Supporting co-curricular programming and the CCR:
There are financial costs associated with developing a CCR which can act as a barrier. If we want the CCR to be used in hiring processes, then the success of an institution’s CCR rests in the success of its uptake across Canada. Some institutions have expressed interest in developing a CCR, however argue that they first need to develop and support a more robust co-curricular program, before they can even develop a CCR (Co- Curricular Record Summit, personal communication, May 1-2, 2014). Others described how they do not have the financial or human resources to dedicate to getting the CCR up and running. Since government priorities are focused on encouraging the development of job-ready skills and experiential learning, the CCR can act as a vehicle to help facilitate some of their goals. Thus there should be more resources and supports available to interested institutions.

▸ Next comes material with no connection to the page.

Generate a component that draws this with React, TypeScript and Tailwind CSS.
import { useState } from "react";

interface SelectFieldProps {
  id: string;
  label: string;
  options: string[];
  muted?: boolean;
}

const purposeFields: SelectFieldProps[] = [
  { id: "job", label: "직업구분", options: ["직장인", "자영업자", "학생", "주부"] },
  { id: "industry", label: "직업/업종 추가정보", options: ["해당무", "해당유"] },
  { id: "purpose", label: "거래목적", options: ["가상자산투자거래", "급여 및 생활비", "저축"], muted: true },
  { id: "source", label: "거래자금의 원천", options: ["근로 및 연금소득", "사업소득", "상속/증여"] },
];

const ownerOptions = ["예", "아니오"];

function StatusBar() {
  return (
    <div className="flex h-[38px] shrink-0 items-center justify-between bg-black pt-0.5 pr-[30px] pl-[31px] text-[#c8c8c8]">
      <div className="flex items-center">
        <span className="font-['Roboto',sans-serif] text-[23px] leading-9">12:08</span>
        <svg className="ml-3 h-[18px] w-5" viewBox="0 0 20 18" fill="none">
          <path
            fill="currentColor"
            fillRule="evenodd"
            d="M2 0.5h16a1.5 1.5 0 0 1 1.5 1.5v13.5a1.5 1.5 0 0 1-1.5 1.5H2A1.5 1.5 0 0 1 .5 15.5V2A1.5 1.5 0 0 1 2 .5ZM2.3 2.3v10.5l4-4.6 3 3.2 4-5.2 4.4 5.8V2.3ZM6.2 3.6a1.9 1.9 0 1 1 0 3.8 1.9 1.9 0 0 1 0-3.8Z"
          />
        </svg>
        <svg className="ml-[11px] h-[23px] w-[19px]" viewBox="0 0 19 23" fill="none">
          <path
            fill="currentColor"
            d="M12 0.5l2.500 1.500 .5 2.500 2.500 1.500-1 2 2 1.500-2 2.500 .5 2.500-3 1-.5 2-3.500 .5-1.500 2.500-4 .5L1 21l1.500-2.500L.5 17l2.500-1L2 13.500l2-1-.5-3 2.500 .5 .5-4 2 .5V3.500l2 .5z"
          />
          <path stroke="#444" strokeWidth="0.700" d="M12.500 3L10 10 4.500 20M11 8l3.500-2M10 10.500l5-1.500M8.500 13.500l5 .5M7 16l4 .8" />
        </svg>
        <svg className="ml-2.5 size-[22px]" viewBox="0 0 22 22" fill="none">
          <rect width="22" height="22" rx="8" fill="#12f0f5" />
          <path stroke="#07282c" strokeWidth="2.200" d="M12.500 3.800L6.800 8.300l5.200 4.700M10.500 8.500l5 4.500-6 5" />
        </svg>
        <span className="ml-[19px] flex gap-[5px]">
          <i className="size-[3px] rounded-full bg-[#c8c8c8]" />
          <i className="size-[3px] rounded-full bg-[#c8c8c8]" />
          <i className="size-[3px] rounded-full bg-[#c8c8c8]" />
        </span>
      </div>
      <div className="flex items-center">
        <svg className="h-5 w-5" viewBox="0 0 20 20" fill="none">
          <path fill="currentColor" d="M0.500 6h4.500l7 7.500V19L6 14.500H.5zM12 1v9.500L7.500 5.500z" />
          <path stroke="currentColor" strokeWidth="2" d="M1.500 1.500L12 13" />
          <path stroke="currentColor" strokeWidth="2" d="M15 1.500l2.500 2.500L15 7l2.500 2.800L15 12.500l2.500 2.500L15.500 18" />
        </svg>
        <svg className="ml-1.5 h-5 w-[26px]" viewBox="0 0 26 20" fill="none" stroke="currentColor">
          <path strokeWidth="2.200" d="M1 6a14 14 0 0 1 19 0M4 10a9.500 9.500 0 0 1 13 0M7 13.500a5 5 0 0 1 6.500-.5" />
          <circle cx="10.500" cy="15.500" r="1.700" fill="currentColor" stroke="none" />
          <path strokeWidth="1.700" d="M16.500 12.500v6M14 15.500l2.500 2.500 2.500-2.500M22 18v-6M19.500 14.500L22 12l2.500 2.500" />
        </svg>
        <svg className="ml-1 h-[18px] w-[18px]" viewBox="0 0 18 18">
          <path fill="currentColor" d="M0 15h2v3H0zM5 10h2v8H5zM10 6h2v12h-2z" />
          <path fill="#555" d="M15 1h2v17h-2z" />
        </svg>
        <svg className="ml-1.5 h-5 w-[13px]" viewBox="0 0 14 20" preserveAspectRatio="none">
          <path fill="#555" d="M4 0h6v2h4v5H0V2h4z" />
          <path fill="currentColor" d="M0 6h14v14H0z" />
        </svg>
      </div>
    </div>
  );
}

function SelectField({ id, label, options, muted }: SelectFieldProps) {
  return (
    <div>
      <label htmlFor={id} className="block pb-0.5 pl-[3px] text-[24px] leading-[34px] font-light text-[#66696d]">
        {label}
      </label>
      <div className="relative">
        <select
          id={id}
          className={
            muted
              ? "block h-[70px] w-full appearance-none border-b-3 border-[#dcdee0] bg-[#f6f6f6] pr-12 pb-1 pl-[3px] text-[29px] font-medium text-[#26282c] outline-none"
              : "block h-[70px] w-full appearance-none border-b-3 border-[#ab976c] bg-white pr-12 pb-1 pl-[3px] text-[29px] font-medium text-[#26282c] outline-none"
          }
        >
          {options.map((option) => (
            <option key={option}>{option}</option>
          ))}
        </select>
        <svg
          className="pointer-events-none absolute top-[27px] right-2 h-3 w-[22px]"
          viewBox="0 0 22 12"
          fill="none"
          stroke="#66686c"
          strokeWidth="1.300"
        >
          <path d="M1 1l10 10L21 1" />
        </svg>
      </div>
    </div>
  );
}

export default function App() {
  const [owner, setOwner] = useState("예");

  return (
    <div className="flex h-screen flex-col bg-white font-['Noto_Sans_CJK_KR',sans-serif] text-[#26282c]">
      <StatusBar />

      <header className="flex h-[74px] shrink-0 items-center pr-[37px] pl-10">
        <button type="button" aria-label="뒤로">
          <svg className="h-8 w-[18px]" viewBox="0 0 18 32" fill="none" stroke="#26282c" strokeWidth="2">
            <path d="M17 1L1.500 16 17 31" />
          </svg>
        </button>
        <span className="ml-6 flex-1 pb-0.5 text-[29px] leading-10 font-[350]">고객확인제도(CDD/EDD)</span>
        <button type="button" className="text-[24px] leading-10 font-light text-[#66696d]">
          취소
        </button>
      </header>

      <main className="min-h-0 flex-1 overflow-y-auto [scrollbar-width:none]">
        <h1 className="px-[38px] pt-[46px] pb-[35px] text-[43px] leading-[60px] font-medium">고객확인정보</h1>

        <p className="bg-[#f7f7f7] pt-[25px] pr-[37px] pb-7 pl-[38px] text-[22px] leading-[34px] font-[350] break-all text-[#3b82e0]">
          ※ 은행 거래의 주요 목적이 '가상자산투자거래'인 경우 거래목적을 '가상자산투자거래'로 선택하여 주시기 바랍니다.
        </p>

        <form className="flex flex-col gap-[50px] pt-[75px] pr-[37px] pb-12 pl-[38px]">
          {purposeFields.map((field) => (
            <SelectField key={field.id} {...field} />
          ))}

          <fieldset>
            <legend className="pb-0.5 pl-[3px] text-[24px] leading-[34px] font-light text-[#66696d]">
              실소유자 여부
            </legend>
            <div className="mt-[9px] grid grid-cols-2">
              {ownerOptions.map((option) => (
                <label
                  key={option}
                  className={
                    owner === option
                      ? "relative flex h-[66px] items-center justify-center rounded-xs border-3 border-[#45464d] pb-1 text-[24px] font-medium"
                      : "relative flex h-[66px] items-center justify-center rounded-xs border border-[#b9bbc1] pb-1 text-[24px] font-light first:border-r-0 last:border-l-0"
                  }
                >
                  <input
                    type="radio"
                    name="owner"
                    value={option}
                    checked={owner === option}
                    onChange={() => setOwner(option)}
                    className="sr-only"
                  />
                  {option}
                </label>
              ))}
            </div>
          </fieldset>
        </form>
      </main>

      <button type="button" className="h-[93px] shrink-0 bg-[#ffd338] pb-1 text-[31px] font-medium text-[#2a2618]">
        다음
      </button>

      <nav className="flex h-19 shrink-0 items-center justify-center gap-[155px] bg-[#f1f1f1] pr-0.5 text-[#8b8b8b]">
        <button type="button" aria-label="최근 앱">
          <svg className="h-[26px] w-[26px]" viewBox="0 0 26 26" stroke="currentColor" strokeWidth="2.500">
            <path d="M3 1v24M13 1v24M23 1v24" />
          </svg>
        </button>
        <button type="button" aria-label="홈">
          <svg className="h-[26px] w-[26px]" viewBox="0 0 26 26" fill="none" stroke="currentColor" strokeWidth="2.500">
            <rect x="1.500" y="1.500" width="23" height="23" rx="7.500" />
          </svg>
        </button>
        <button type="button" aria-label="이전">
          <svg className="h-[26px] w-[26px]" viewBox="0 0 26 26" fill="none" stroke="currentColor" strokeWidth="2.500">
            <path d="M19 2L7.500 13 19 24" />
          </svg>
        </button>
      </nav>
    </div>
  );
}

Communicating benefits of co-curricular engagement to employers:
Communicating the benefits of co-curricular engagement can help counter the narrative of the “job skills gap”, by demonstrating that it iss not just about the knowledge that is gained through an academic program that prepares students. Instead, postsecondary institutions offer a wealth of opportunities that helps students develop skills, and employers should look at co-curricular engagement as an indicator for the skills they look for. Currently, the CCR is a very grassroots initiative that is being developed and promoted at the local institutional level. Through the CCR Professionals Network, there have been early conversations about developing a communication campaign. An educational campaign should be supported by the efforts of government and government agencies. This would include promoting the value of co-curricular engagement and the CCR in the hiring process. This would require liaising and communicating with industries, and ensuring that there is a succinct and clear message that is being promoted.